- EXERCISE REQUIREMENTS -
Select and reproduce each line of the listing below that bears the string "components".

- PROVIDED DATA -
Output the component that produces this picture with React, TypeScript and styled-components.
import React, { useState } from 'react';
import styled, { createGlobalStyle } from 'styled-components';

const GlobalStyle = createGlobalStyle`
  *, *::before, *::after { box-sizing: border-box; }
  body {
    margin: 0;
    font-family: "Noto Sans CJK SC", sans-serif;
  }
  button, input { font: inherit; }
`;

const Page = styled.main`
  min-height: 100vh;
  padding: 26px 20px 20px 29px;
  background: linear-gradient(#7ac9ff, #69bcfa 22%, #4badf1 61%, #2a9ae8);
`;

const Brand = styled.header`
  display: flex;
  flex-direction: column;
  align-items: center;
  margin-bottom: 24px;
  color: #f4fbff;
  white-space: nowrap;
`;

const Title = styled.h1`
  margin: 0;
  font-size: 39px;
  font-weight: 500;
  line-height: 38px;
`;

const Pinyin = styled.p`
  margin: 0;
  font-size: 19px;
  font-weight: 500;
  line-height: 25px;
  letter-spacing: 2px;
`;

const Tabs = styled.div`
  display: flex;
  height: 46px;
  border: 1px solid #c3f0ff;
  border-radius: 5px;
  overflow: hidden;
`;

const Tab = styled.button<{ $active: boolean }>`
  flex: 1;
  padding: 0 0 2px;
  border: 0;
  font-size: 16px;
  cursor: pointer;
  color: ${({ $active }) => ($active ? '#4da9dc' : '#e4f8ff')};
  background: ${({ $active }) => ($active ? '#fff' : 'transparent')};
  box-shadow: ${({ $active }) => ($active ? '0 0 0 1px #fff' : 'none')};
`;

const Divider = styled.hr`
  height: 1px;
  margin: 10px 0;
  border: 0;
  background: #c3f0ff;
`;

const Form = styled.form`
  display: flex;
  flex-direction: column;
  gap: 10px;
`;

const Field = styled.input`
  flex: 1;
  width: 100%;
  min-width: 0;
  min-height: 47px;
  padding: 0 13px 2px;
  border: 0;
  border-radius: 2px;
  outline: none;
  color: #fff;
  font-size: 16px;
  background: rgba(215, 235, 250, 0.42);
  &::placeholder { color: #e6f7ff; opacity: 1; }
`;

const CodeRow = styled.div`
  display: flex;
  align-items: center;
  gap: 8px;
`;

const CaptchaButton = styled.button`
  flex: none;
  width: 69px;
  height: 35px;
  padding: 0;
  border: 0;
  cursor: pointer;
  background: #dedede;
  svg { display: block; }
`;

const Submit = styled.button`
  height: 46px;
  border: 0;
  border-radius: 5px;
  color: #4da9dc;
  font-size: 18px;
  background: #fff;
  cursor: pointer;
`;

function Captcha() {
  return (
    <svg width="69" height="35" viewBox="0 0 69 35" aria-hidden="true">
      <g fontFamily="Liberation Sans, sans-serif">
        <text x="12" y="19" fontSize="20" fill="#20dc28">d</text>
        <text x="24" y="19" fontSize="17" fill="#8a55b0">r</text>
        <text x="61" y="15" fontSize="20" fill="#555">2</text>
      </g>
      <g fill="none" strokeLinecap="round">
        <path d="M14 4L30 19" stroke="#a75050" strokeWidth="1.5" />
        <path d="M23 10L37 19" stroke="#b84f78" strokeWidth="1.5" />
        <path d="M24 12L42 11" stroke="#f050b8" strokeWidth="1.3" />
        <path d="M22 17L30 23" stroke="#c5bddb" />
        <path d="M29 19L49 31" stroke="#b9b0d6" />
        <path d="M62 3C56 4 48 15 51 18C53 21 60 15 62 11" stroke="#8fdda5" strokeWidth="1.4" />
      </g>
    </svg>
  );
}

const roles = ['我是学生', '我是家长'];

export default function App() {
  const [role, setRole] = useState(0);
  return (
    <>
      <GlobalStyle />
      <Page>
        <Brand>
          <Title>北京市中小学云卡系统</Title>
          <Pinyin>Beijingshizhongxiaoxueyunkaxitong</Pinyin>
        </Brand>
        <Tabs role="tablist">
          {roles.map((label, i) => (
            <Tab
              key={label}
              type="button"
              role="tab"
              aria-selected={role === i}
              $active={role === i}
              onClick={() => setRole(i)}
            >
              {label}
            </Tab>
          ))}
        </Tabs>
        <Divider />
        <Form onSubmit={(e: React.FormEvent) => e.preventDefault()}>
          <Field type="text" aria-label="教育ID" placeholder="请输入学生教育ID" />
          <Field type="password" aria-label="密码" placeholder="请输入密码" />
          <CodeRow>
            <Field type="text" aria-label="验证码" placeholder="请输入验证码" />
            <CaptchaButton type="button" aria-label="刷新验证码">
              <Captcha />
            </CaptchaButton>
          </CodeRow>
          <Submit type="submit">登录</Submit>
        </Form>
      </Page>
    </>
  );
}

- SOLUTION TO THE EXERCISE -
Output the component that produces this picture with React, TypeScript and styled-components.
import styled, { createGlobalStyle } from 'styled-components';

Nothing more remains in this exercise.